* Task statement
Write out the data below in full, unchanged, minus the images.

[Material provided start]

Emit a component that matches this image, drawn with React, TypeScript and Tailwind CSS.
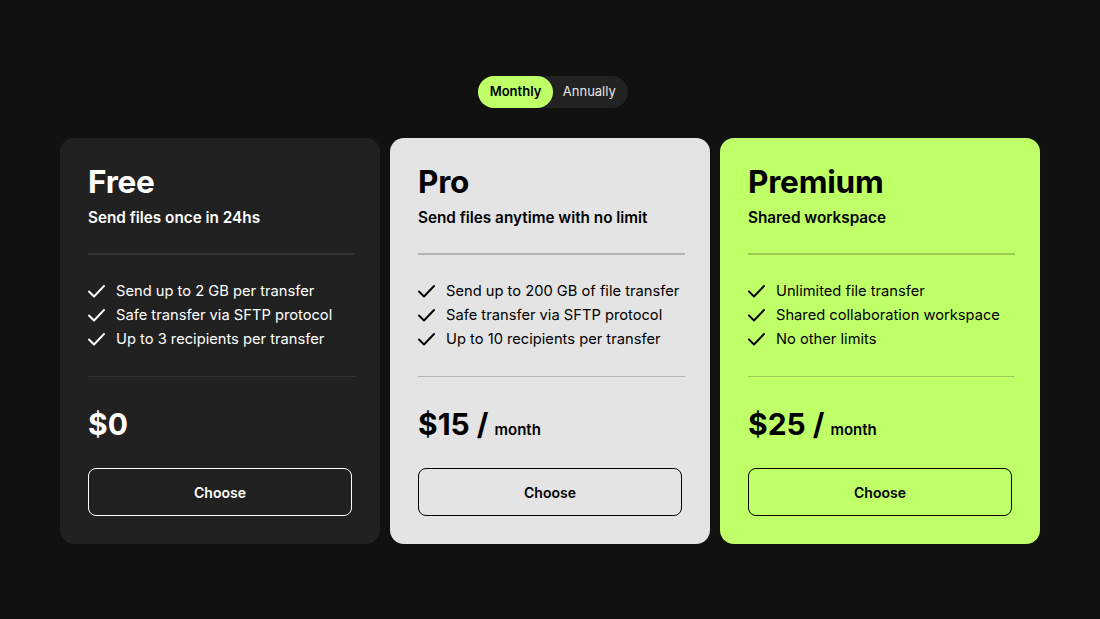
interface Plan {
  name: string;
  subtitle: string;
  features: string[];
  price: string;
  perMonth: boolean;
  card: string;
  text: string;
  divider: string;
  button: string;
}

const plans: Plan[] = [
  {
    name: 'Free',
    subtitle: 'Send files once in 24hs',
    features: ['Send up to 2 GB per transfer', 'Safe transfer via SFTP protocol', 'Up to 3 recipients per transfer'],
    price: '$0',
    perMonth: false,
    card: 'bg-[#212121]',
    text: 'text-white',
    divider: 'bg-[#333333]',
    button: 'border-white text-white',
  },
  {
    name: 'Pro',
    subtitle: 'Send files anytime with no limit',
    features: ['Send up to 200 GB of file transfer', 'Safe transfer via SFTP protocol', 'Up to 10 recipients per transfer'],
    price: '$15 /',
    perMonth: true,
    card: 'bg-[#e4e4e4]',
    text: 'text-black',
    divider: 'bg-[#b4b4b4]',
    button: 'border-black text-black',
  },
  {
    name: 'Premium',
    subtitle: 'Shared workspace',
    features: ['Unlimited file transfer', 'Shared collaboration workspace', 'No other limits'],
    price: '$25 /',
    perMonth: true,
    card: 'bg-[#bfff67]',
    text: 'text-black',
    divider: 'bg-[#9bcc58]',
    button: 'border-black text-black',
  },
];

function Tick() {
  return (
    <svg width="17" height="13" viewBox="0 0 17 13" fill="none" className="shrink-0">
      <path d="M1 6.5 L6 11.5 L16 1" stroke="currentColor" strokeWidth="1.9" strokeLinecap="round" strokeLinejoin="round" />
    </svg>
  );
}

export default function App() {
  return (
    <div className="min-h-[619px] bg-[#111111] px-[60px] pt-[76px] font-['Inter',sans-serif]">
      {/* Billing toggle */}
      <div className="flex justify-center pl-[6px]">
        <div className="flex h-8 items-center rounded-full bg-[#222222] text-[13px]">
          <span className="flex h-8 items-center rounded-full bg-[#bfff67] px-[11.5px] font-semibold text-black">Monthly</span>
          <span className="flex h-8 items-center pl-[10px] pr-[12px] text-[#e6e6e6]">Annually</span>
        </div>
      </div>

      {/* Plans */}
      <div className="mt-[30px] grid grid-cols-3 gap-[10px]">
        {plans.map((p) => (
          <div key={p.name} className={`h-[406px] rounded-[14px] px-7 pt-[25px] ${p.card} ${p.text}`}>
            <h2 className="text-[31.5px] font-bold leading-[38px] tracking-[-0.2px]">{p.name}</h2>
            <p className="mt-[7px] text-[15.3px] font-semibold leading-[20px]">{p.subtitle}</p>
            <div className={`mt-[25px] h-[2px] w-[267px] ${p.divider}`} />
            <ul className="mt-[24px] flex flex-col">
              {p.features.map((f) => (
                <li key={f} className="flex h-6 items-center gap-[11px] whitespace-nowrap text-[14.7px]">
                  <Tick />
                  <span>{f}</span>
                </li>
              ))}
            </ul>
            <div className={`mt-[25px] h-[1px] w-[267px] ${p.divider}`} />
            <div className="mt-[28px] flex items-baseline gap-[6px]">
              <span className="text-[30px] font-bold leading-[38px]">{p.price}</span>
              {p.perMonth && <span className="text-[15px] font-semibold">month</span>}
            </div>
            <button className={`mt-[25px] h-12 w-[264px] rounded-lg border text-[14px] font-semibold ${p.button}`}>
              Choose
            </button>
          </div>
        ))}
      </div>
    </div>
  );
}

[Material provided end]

* Exercise result
Emit a component that matches this image, drawn with React, TypeScript and Tailwind CSS.
interface Plan {
  name: string;
  subtitle: string;
  features: string[];
  price: string;
  perMonth: boolean;
  card: string;
  text: string;
  divider: string;
  button: string;
}

const plans: Plan[] = [
  {
    name: 'Free',
    subtitle: 'Send files once in 24hs',
    features: ['Send up to 2 GB per transfer', 'Safe transfer via SFTP protocol', 'Up to 3 recipients per transfer'],
    price: '$0',
    perMonth: false,
    card: 'bg-[#212121]',
    text: 'text-white',
    divider: 'bg-[#333333]',
    button: 'border-white text-white',
  },
  {
    name: 'Pro',
    subtitle: 'Send files anytime with no limit',
    features: ['Send up to 200 GB of file transfer', 'Safe transfer via SFTP protocol', 'Up to 10 recipients per transfer'],
    price: '$15 /',
    perMonth: true,
    card: 'bg-[#e4e4e4]',
    text: 'text-black',
    divider: 'bg-[#b4b4b4]',
    button: 'border-black text-black',
  },
  {
    name: 'Premium',
    subtitle: 'Shared workspace',
    features: ['Unlimited file transfer', 'Shared collaboration workspace', 'No other limits'],
    price: '$25 /',
    perMonth: true,
    card: 'bg-[#bfff67]',
    text: 'text-black',
    divider: 'bg-[#9bcc58]',
    button: 'border-black text-black',
  },
];

function Tick() {
  return (
    <svg width="17" height="13" viewBox="0 0 17 13" fill="none" className="shrink-0">
      <path d="M1 6.5 L6 11.5 L16 1" stroke="currentColor" strokeWidth="1.9" strokeLinecap="round" strokeLinejoin="round" />
    </svg>
  );
}

export default function App() {
  return (
    <div className="min-h-[619px] bg-[#111111] px-[60px] pt-[76px] font-['Inter',sans-serif]">
      {/* Billing toggle */}
      <div className="flex justify-center pl-[6px]">
        <div className="flex h-8 items-center rounded-full bg-[#222222] text-[13px]">
          <span className="flex h-8 items-center rounded-full bg-[#bfff67] px-[11.5px] font-semibold text-black">Monthly</span>
          <span className="flex h-8 items-center pl-[10px] pr-[12px] text-[#e6e6e6]">Annually</span>
        </div>
      </div>

      {/* Plans */}
      <div className="mt-[30px] grid grid-cols-3 gap-[10px]">
        {plans.map((p) => (
          <div key={p.name} className={`h-[406px] rounded-[14px] px-7 pt-[25px] ${p.card} ${p.text}`}>
            <h2 className="text-[31.5px] font-bold leading-[38px] tracking-[-0.2px]">{p.name}</h2>
            <p className="mt-[7px] text-[15.3px] font-semibold leading-[20px]">{p.subtitle}</p>
            <div className={`mt-[25px] h-[2px] w-[267px] ${p.divider}`} />
            <ul className="mt-[24px] flex flex-col">
              {p.features.map((f) => (
                <li key={f} className="flex h-6 items-center gap-[11px] whitespace-nowrap text-[14.7px]">
                  <Tick />
                  <span>{f}</span>
                </li>
              ))}
            </ul>
            <div className={`mt-[25px] h-[1px] w-[267px] ${p.divider}`} />
            <div className="mt-[28px] flex items-baseline gap-[6px]">
              <span className="text-[30px] font-bold leading-[38px]">{p.price}</span>
              {p.perMonth && <span className="text-[15px] font-semibold">month</span>}
            </div>
            <button className={`mt-[25px] h-12 w-[264px] rounded-lg border text-[14px] font-semibold ${p.button}`}>
              Choose
            </button>
          </div>
        ))}
      </div>
    </div>
  );
}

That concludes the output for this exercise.